We first present a complete classification of these operators, distinguishing between the non- degenerate case – characterized in Darboux coordinates by Lie algebras and quadratic Casimirs – and the degenerate case, providing a full description for operator with two and three components. These results are particularly relevant for inverted Hamiltonian systems where the leading term often loses rank.

The analysis then extends to the Hamiltonian formulation of quasilinear systems, where we identify the necessary geometric conditions using the theory of differential coverings. In this context, we present an extension of Tsarevs compatibility conditions to include operators with degenerate leading coefficients.

Finally, we discuss the integrability of these systems by establishing tensorial criteria for bi- Hamiltonianity and relating these operators to Nijenhuis geometry and Lie algebra frameworks.

This is based on [2, 3, 4] and is a joint work with Marta Dell’Atti and Alessandra Rizzo.

[1] Dubrovin B A, Novikov S P: On Poisson brackets of the hydrodynamic type. Akad. Nauk SSSR Dokl. 279:2 pp. 294–297 (1984).

[2] Dell’Atti M, Vergallo P: Classification of degenerate non-homogeneous Hamiltonian operators. J. Math. Phys. 64:3 (2022). 

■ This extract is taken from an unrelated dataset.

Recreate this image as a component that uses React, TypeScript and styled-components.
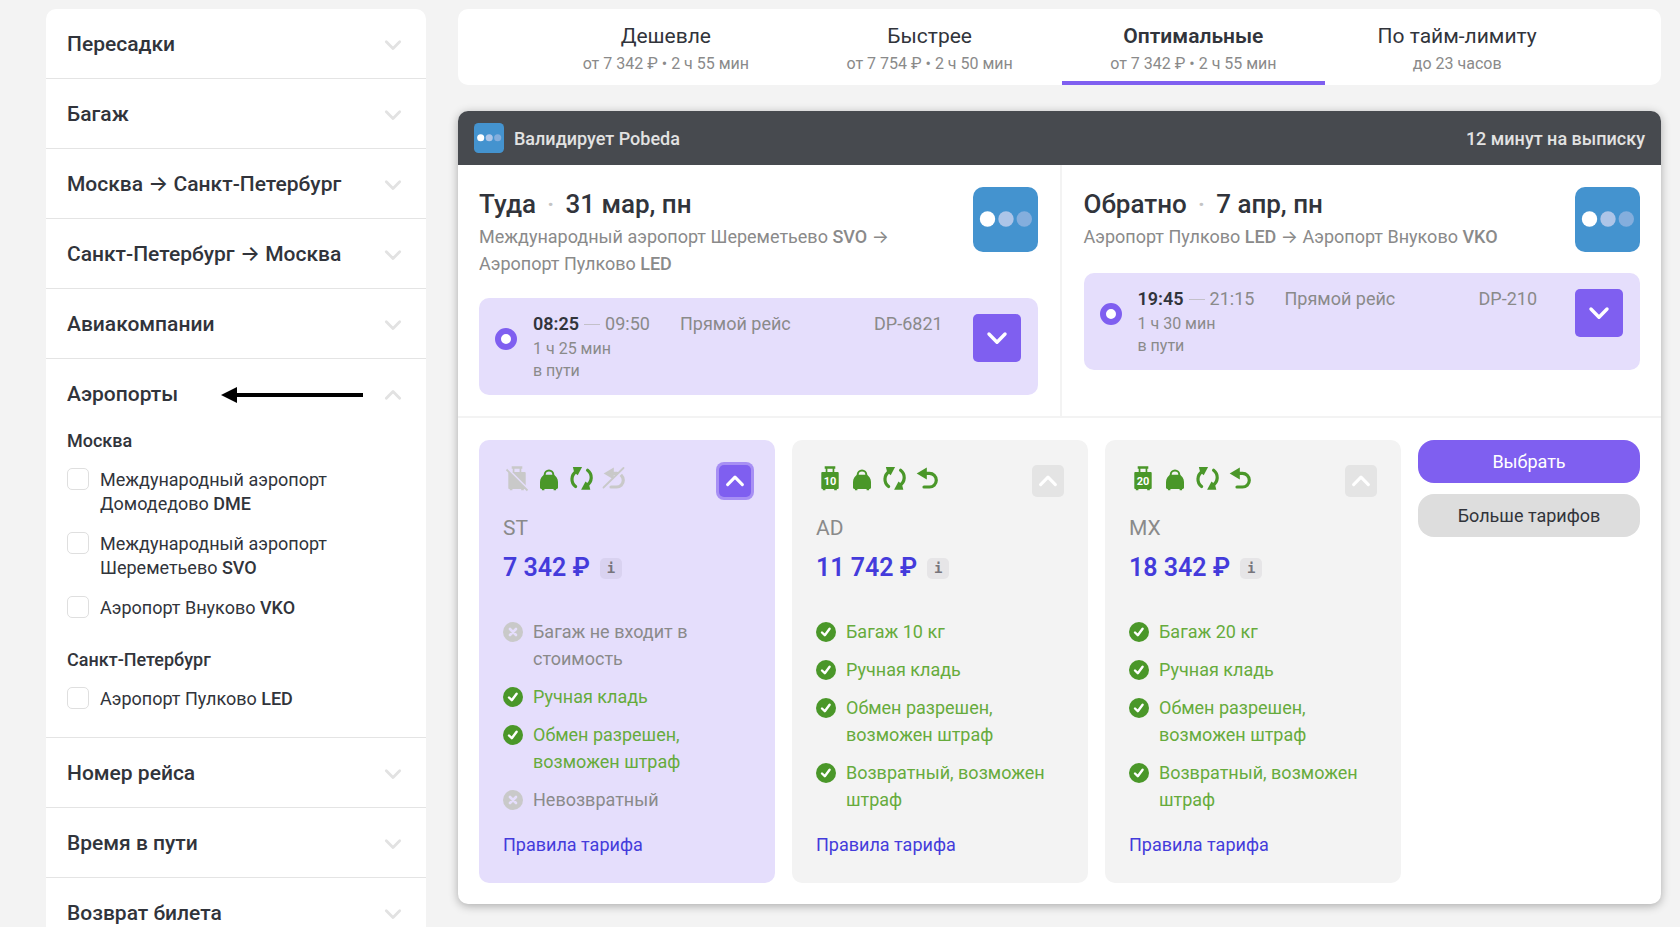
import React from "react";
import styled, { createGlobalStyle, css } from "styled-components";

const color = {
  page: "#f3f3f3",
  text: "#31343b",
  muted: "#8a8a8a",
  line: "#e4e4e4",
  softLine: "#f3f3f3",
  purple: "#7f5ff0",
  lilac: "#e5defc",
  price: "#443bdb",
  green: "#4a9729",
  greenText: "#66ab3c",
  grayIcon: "#c9c9c9",
};

const GlobalStyle = createGlobalStyle`
  *, *::before, *::after { box-sizing: border-box; }
  body {
    margin: 0;
    background: ${color.page};
    color: ${color.text};
    font-family: Roboto, Inter, "Liberation Sans", sans-serif;
    font-size: 18px;
    line-height: 27px;
  }
  button, input { font: inherit; color: inherit; }
  h2, h3, h4, p, ul { margin: 0; padding: 0; font: inherit; }
  ul { list-style: none; }
`;

const Page = styled.div`
  display: flex;
  align-items: flex-start;
  gap: 32px;
  padding: 9px 19px 0 46px;
`;

/* ---------- filters ---------- */

const Sidebar = styled.aside`
  flex: 0 0 380px;
  background: #fff;
  border-radius: 10px 10px 0 0;
`;

const FilterSection = styled.section`
  border-bottom: 1px solid ${color.line};
`;

const FilterHeader = styled.button`
  display: flex;
  align-items: center;
  gap: 20px;
  width: 100%;
  height: 69px;
  padding: 2px 23px 0 21px;
  border: 0;
  background: none;
  font-size: 21px;
  font-weight: 500;
  text-align: left;
  cursor: pointer;
`;

const FilterTitle = styled.span`
  flex: 1;
`;

const FilterBody = styled.div`
  padding: 0 21px 26px;
`;

const FilterGroup = styled.fieldset`
  min-width: 0;
  margin: 0;
  padding: 0;
  border: 0;

  & + & {
    margin-top: 27px;
  }
`;

const GroupName = styled.legend`
  padding: 0;
  margin-bottom: 14px;
  line-height: 26px;
  font-weight: 500;
`;

const Option = styled.label`
  display: flex;
  align-items: flex-start;
  gap: 11px;
  line-height: 24px;

  & + & {
    margin-top: 16px;
  }
`;

const Checkbox = styled.input`
  appearance: none;
  flex: none;
  width: 22px;
  height: 22px;
  margin: 0;
  border: 1px solid #dfdfdf;
  border-radius: 5px;
  background: #fff;
`;

const OptionText = styled.span`
  max-width: 250px;
`;

const Code = styled.b`
  font-weight: 500;
`;

/* ---------- sorting tabs ---------- */

const Main = styled.main`
  flex: 1;
  min-width: 0;
`;

const Tabs = styled.div`
  display: grid;
  grid-template-columns: repeat(4, 22%);
  justify-content: center;
  padding-left: 4px;
  background: #fff;
  border-radius: 10px;
`;

const Tab = styled.button<{ $active?: boolean }>`
  height: 76px;
  padding: 7px 0 0;
  border: 0;
  border-bottom: 4px solid ${(p) => (p.$active ? color.purple : "transparent")};
  background: none;
  cursor: pointer;
`;

const TabTitle = styled.span<{ $active?: boolean }>`
  display: block;
  font-size: 21px;
  line-height: 30px;
  font-weight: ${(p) => (p.$active ? 600 : 400)};
`;

const TabNote = styled.span`
  display: block;
  color: ${color.muted};
  font-size: 16px;
  line-height: 26px;
`;

/* ---------- ticket ---------- */

const Ticket = styled.article`
  margin-top: 26px;
  border-radius: 10px;
  background: #fff;
  box-shadow: 0 2px 10px rgba(0, 0, 0, 0.3);
  overflow: hidden;
`;

const TicketShell = styled.div`
  padding-bottom: 24px;
`;

const TicketHeader = styled.header`
  display: flex;
  align-items: center;
  gap: 10px;
  height: 54px;
  padding: 0 16px;
  background: #474a4f;
  color: #e2e2e2;
  font-weight: 500;
`;

const Deadline = styled.span`
  margin-left: auto;
`;

const Segments = styled.div`
  display: grid;
  grid-template-columns: 1fr 1fr;
  border-bottom: 2px solid ${color.softLine};
`;

const Segment = styled.section`
  display: flex;
  flex-direction: column;
  gap: 21px;
  padding: 22px 22px 21px 21px;

  & + & {
    padding: 22px 21px 21px 22px;
    border-left: 2px solid ${color.softLine};
  }
`;

const SegmentTop = styled.div`
  display: flex;
  justify-content: space-between;
  align-items: flex-start;
  gap: 20px;
`;

const Direction = styled.h3`
  margin-bottom: 2px;
  font-size: 26px;
  line-height: 34px;
  font-weight: 500;
`;

const Dot = styled.span`
  margin: 0 11px;
  color: #c4c4c4;
`;

const Route = styled.p`
  max-width: 440px;
  color: ${color.muted};
`;

const FlightBox = styled.div`
  display: flex;
  align-items: flex-start;
  padding: 14px 17px 13px 16px;
  border-radius: 10px;
  background: ${color.lilac};
`;

const Ring = styled.input`
  appearance: none;
  flex: none;
  width: 22px;
  height: 22px;
  margin: 16px 16px 0 0;
  border: 6px solid ${color.purple};
  border-radius: 50%;
  background: #fff;
`;

const FlightGrid = styled.div`
  flex: 1;
  display: grid;
  grid-template-columns: 147px 194px auto;
  color: ${color.muted};
  line-height: 24px;
`;

const Times = styled.div`
  display: flex;
  align-items: center;
  gap: 5px;
`;

const Departure = styled.time`
  color: ${color.text};
  font-weight: 600;
`;

const Dash = styled.span`
  width: 16px;
  height: 1px;
  background: #c3c0c9;
`;

const Duration = styled.p`
  margin-top: 2px;
  width: 90px;
  font-size: 16px;
  line-height: 22px;
`;

const ExpandButton = styled.button`
  display: grid;
  place-items: center;
  flex: none;
  width: 48px;
  height: 48px;
  margin-top: 2px;
  padding: 0;
  border: 0;
  border-radius: 5px;
  background: ${color.purple};
  cursor: pointer;
`;

/* ---------- fares ---------- */

const Fares = styled.div`
  display: grid;
  grid-template-columns: repeat(3, 4fr) 3fr;
  gap: 17px;
  padding: 22px 21px 21px;
`;

const Fare = styled.section<{ $selected?: boolean }>`
  display: flex;
  flex-direction: column;
  padding: 25px 24px;
  border-radius: 10px;
  background: ${(p) => (p.$selected ? color.lilac : color.page)};
  --card: ${(p) => (p.$selected ? color.lilac : color.page)};
`;

const FareTop = styled.div`
  display: flex;
  align-items: flex-start;
  gap: 4px;
`;

const FareToggle = styled.button<{ $selected?: boolean }>`
  display: grid;
  place-items: center;
  width: 32px;
  height: 32px;
  margin-left: auto;
  padding: 0;
  border: 0;
  border-radius: 5px;
  background: #e4e4e4;
  cursor: pointer;
  ${(p) =>
    p.$selected &&
    css`
      background: ${color.purple};
      box-shadow: 0 0 0 3px #a78ff4;
    `}
`;

const FareName = styled.h4`
  margin-top: 18px;
  color: ${color.muted};
  font-size: 21px;
`;

const PriceRow = styled.div`
  display: flex;
  align-items: center;
  gap: 10px;
  height: 36px;
  margin-top: 8px;
  color: ${color.price};
  font-size: 25px;
  line-height: 36px;
  font-weight: 600;
`;

const InfoButton = styled.button`
  width: 22px;
  height: 21px;
  padding: 0;
  border: 0;
  border-radius: 5px;
  background: rgba(70, 60, 90, 0.07);
  color: #77757c;
  font: 700 14px/20px "DejaVu Sans Mono", monospace;
`;

const Features = styled.ul`
  display: grid;
  gap: 11px;
  margin: 32px 0 18px;
`;

const Feature = styled.li<{ $on: boolean }>`
  display: flex;
  gap: 10px;
  color: ${(p) => (p.$on ? color.greenText : color.muted)};

  svg {
    flex: none;
    margin-top: 4px;
  }
`;

const FeatureText = styled.span`
  max-width: 208px;
`;

const RulesLink = styled.a`
  margin-top: auto;
  color: ${color.price};
  text-decoration: none;
`;

const Actions = styled.div`
  display: flex;
  flex-direction: column;
  gap: 11px;
`;

const Action = styled.button<{ $primary?: boolean }>`
  height: 43px;
  border: 0;
  border-radius: 16px;
  background: ${(p) => (p.$primary ? color.purple : "#dddddd")};
  color: ${(p) => (p.$primary ? "#fff" : color.text)};
  cursor: pointer;
`;

/* ---------- icons ---------- */

function Chevron({ up, stroke, size = 20 }: { up?: boolean; stroke: string; size?: number }) {
  return (
    <svg width={size} height={size} viewBox="0 0 20 20" fill="none" stroke={stroke} strokeWidth="2.8" strokeLinecap="round" strokeLinejoin="round" aria-hidden="true">
      <path d={up ? "M3.300 13.300 10 6.500l6.700 6.800" : "M3.300 6.700 10 13.500l6.700-6.800"} />
    </svg>
  );
}

function AirlineLogo({ size }: { size: number }) {
  return (
    <svg width={size} height={size} viewBox="0 0 65 65" role="img" aria-label="Pobeda">
      <rect width="65" height="65" rx="10" fill="#4493cf" />
      <circle cx="14.5" cy="32" r="7.7" fill="#fff" />
      <circle cx="33" cy="32" r="7.7" fill="#adc5e8" />
      <circle cx="51.3" cy="32" r="7.7" fill="#84aedd" />
    </svg>
  );
}

function PointerArrow() {
  return (
    <svg width="142" height="16" viewBox="0 0 142 16" aria-hidden="true">
      <path d="M0 8 16 0v16z" />
      <path d="M14 6h128v4H14z" />
    </svg>
  );
}

function Suitcase({ label }: { label?: string }) {
  return (
    <svg width="28" height="28" viewBox="0 0 28 28" fill={label ? color.green : color.grayIcon} aria-hidden="true">
      <path d="M8.7 1.2h10.6v2.6h-1V7h3.2c.8 0 1.2.4 1.2 1.2v14.6c0 .8-.4 1.2-1.2 1.2h-.7v1.3h-2.6V24H9.4v1.3H6.8V24h-.3c-.8 0-1.2-.4-1.2-1.2V8.200c0-.8.4-1.2 1.200-1.200h3.200V3.800h-1zM11.400 3.800V7h5.200V3.800z" />
      {label ? (
        <text x="14" y="19.500" textAnchor="middle" fill="#fff" fontFamily="Roboto, sans-serif" fontSize="11" fontWeight="700">
          {label}
        </text>
      ) : (
        <>
          <path d="M3 2.500 25 24.500" stroke="var(--card)" strokeWidth="2.500" />
          <path d="M3.500 4.500 24.500 25.500" stroke={color.grayIcon} strokeWidth="1.800" />
        </>
      )}
    </svg>
  );
}

function Bag() {
  return (
    <svg width="28" height="28" viewBox="0 0 28 28" fill={color.green} aria-hidden="true">
      <path d="M9.700 11.500V9.800a4.300 4.300 0 0 1 8.600 0v1.700" fill="none" stroke={color.green} strokeWidth="2" />
      <path d="M9 9.700h10c1.800 1.300 4 3.800 4 7.300v5.600c0 .9-.5 1.400-1.300 1.400h-.6v1.300h-2.500V24H9.400v1.300H6.900V24h-.6C5.500 24 5 23.500 5 22.600V17c0-3.500 2.200-6 4-7.300z" />
    </svg>
  );
}

const exchangeHalf = (
  <>
    <path d="M9.400 6.400C3.800 10 3.500 17.600 8.600 21.600" fill="none" stroke={color.green} strokeWidth="3.200" strokeLinecap="round" />
    <path d="M5.900 2h9.200l-4.400 8.200-3.500-3z" />
  </>
);

function Exchange() {
  return (
    <svg width="28" height="28" viewBox="0 0 28 28" fill={color.green} aria-hidden="true">
      {exchangeHalf}
      <g transform="rotate(180 14.600 13.400)">{exchangeHalf}</g>
    </svg>
  );
}

function Refund({ off }: { off?: boolean }) {
  const c = off ? color.grayIcon : color.green;
  return (
    <svg width="28" height="28" viewBox="0 0 28 28" fill="none" aria-hidden="true">
      <path d="M4.700 8.400 14.800 2.400v12z" fill={c} />
      <path d="M13 8.400h4.500a6.500 6.500 0 0 1 0 13.600H12" stroke={c} strokeWidth="3.200" strokeLinecap="round" />
      {off && (
        <>
          <path d="M3.500 25.500 25.500 4.500" stroke="var(--card)" strokeWidth="2.500" />
          <path d="M4.500 22.500 24.500 3" stroke={c} strokeWidth="1.800" strokeLinecap="round" />
        </>
      )}
    </svg>
  );
}

function StatusIcon({ on }: { on: boolean }) {
  return (
    <svg width="20" height="20" viewBox="0 0 20 20" fill="none" aria-hidden="true">
      <circle cx="10" cy="10" r="10" fill={on ? color.green : color.grayIcon} />
      <path
        d={on ? "M6 10.500 8.800 13.200 13.600 6.800" : "M7 7l6 6M13 7l-6 6"}
        stroke={on ? "#fff" : "var(--card)"}
        strokeWidth={on ? 2.400 : 2.600}
        strokeLinecap="round"
        strokeLinejoin="round"
      />
    </svg>
  );
}

/* ---------- data ---------- */

const filtersBefore = ["Пересадки", "Багаж", "Москва → Санкт-Петербург", "Санкт-Петербург → Москва", "Авиакомпании"];
const filtersAfter = ["Номер рейса", "Время в пути", "Возврат билета"];

const airportGroups = [
  {
    city: "Москва",
    airports: [
      ["Международный аэропорт Домодедово", "DME"],
      ["Международный аэропорт Шереметьево", "SVO"],
      ["Аэропорт Внуково", "VKO"],
    ],
  },
  { city: "Санкт-Петербург", airports: [["Аэропорт Пулково", "LED"]] },
];

const tabs = [
  { title: "Дешевле", note: "от 7 342 ₽ • 2 ч 55 мин" },
  { title: "Быстрее", note: "от 7 754 ₽ • 2 ч 50 мин" },
  { title: "Оптимальные", note: "от 7 342 ₽ • 2 ч 55 мин", active: true },
  { title: "По тайм-лимиту", note: "до 23 часов" },
];

const segments = [
  {
    direction: "Туда",
    date: "31 мар, пн",
    from: ["Международный аэропорт Шереметьево", "SVO"],
    to: ["Аэропорт Пулково", "LED"],
    departure: "08:25",
    arrival: "09:50",
    duration: "1 ч 25 мин",
    flight: "DP-6821",
  },
  {
    direction: "Обратно",
    date: "7 апр, пн",
    from: ["Аэропорт Пулково", "LED"],
    to: ["Аэропорт Внуково", "VKO"],
    departure: "19:45",
    arrival: "21:15",
    duration: "1 ч 30 мин",
    flight: "DP-210",
  },
];

type FareInfo = { name: string; price: string; bag?: string; selected?: boolean; features: [string, boolean][] };

const fares: FareInfo[] = [
  {
    name: "ST",
    price: "7 342 ₽",
    selected: true,
    features: [
      ["Багаж не входит в стоимость", false],
      ["Ручная кладь", true],
      ["Обмен разрешен, возможен штраф", true],
      ["Невозвратный", false],
    ],
  },
  {
    name: "AD",
    price: "11 742 ₽",
    bag: "10",
    features: [
      ["Багаж 10 кг", true],
      ["Ручная кладь", true],
      ["Обмен разрешен, возможен штраф", true],
      ["Возвратный, возможен штраф", true],
    ],
  },
  {
    name: "MX",
    price: "18 342 ₽",
    bag: "20",
    features: [
      ["Багаж 20 кг", true],
      ["Ручная кладь", true],
      ["Обмен разрешен, возможен штраф", true],
      ["Возвратный, возможен штраф", true],
    ],
  },
];

/* ---------- page ---------- */

function ClosedFilter({ title }: { title: string }) {
  return (
    <FilterSection>
      <FilterHeader type="button" aria-expanded="false">
        <FilterTitle>{title}</FilterTitle>
        <Chevron stroke="#e2e2e2" />
      </FilterHeader>
    </FilterSection>
  );
}

export default function App() {
  return (
    <>
      <GlobalStyle />
      <Page>
        <Sidebar>
          {filtersBefore.map((f) => (
            <ClosedFilter key={f} title={f} />
          ))}
          <FilterSection>
            <FilterHeader type="button" aria-expanded="true">
              <FilterTitle>Аэропорты</FilterTitle>
              <PointerArrow />
              <Chevron up stroke="#e2e2e2" />
            </FilterHeader>
            <FilterBody>
              {airportGroups.map((g) => (
                <FilterGroup key={g.city}>
                  <GroupName>{g.city}</GroupName>
                  {g.airports.map(([name, code]) => (
                    <Option key={code}>
                      <Checkbox type="checkbox" />
                      <OptionText>
                        {name} <Code>{code}</Code>
                      </OptionText>
                    </Option>
                  ))}
                </FilterGroup>
              ))}
            </FilterBody>
          </FilterSection>
          {filtersAfter.map((f) => (
            <ClosedFilter key={f} title={f} />
          ))}
        </Sidebar>

        <Main>
          <Tabs role="tablist">
            {tabs.map((t) => (
              <Tab key={t.title} type="button" role="tab" aria-selected={!!t.active} $active={t.active}>
                <TabTitle $active={t.active}>{t.title}</TabTitle>
                <TabNote>{t.note}</TabNote>
              </Tab>
            ))}
          </Tabs>

          <TicketShell>
            <Ticket>
              <TicketHeader>
                <AirlineLogo size={30} />
                <span>Валидирует Pobeda</span>
                <Deadline>12 минут на выписку</Deadline>
              </TicketHeader>

              <Segments>
                {segments.map((s) => (
                  <Segment key={s.direction}>
                    <SegmentTop>
                      <div>
                        <Direction>
                          {s.direction}
                          <Dot>·</Dot>
                          {s.date}
                        </Direction>
                        <Route>
                          {s.from[0]} <Code>{s.from[1]}</Code> → {s.to[0]} <Code>{s.to[1]}</Code>
                        </Route>
                      </div>
                      <AirlineLogo size={65} />
                    </SegmentTop>
                    <FlightBox>
                      <Ring type="radio" name={s.direction} aria-label={s.flight} defaultChecked />
                      <FlightGrid>
                        <div>
                          <Times>
                            <Departure>{s.departure}</Departure>
                            <Dash />
                            <time>{s.arrival}</time>
                          </Times>
                          <Duration>{s.duration} в пути</Duration>
                        </div>
                        <span>Прямой рейс</span>
                        <span>{s.flight}</span>
                      </FlightGrid>
                      <ExpandButton type="button" aria-label="Подробнее о рейсе">
                        <Chevron stroke="#fff" size={24} />
                      </ExpandButton>
                    </FlightBox>
                  </Segment>
                ))}
              </Segments>

              <Fares>
                {fares.map((f) => (
                  <Fare key={f.name} $selected={f.selected}>
                    <FareTop>
                      <Suitcase label={f.bag} />
                      <Bag />
                      <Exchange />
                      <Refund off={!f.bag} />
                      <FareToggle type="button" $selected={f.selected} aria-label="Свернуть тариф">
                        <Chevron up stroke="#fff" size={22} />
                      </FareToggle>
                    </FareTop>
                    <FareName>{f.name}</FareName>
                    <PriceRow>
                      {f.price}
                      <InfoButton type="button">i</InfoButton>
                    </PriceRow>
                    <Features>
                      {f.features.map(([text, on]) => (
                        <Feature key={text} $on={on}>
                          <StatusIcon on={on} />
                          <FeatureText>{text}</FeatureText>
                        </Feature>
                      ))}
                    </Features>
                    <RulesLink href="#rules">Правила тарифа</RulesLink>
                  </Fare>
                ))}
                <Actions>
                  <Action type="button" $primary>
                    Выбрать
                  </Action>
                  <Action type="button">Больше тарифов</Action>
                </Actions>
              </Fares>
            </Ticket>
          </TicketShell>
        </Main>
      </Page>
    </>
  );
}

DOI: https://doi.org/10.1063/5.0135134

[3] Vergallo P.: Non-homogeneous Hamiltonian structures for quasilinear systems. Boll. Unione Mat. Ital., pp. 114 (2024). 

DOI: https://doi.org/10.1007/s40574-023-00369-5

[4] Dell’Atti M, Rizzo A, Vergallo P: Geometric aspects of non-homogeneous 1+0 operators, arxiv: 2503.21917

On Fredholm Pfaffians and Riemann-Hilbert problems

Thomas Bothner (University of Bristol)

We will see how classes of Fredholm Pfaffians can be computed in terms of canonical, aux- iliary Riemann-Hilbert problems as soon as the main kernel in the Pfaffian is either of additive Hankel composition or of truncated Wiener-Hopf type. Akhiezer-Kac asymptotic results for the Fredholm Pfaffians will then be derived as natural consequences of the Riemann-Hilbert characterisation. 

Based on arXiv:2511.23362, joint work with Amari Jaconelli (Bristol).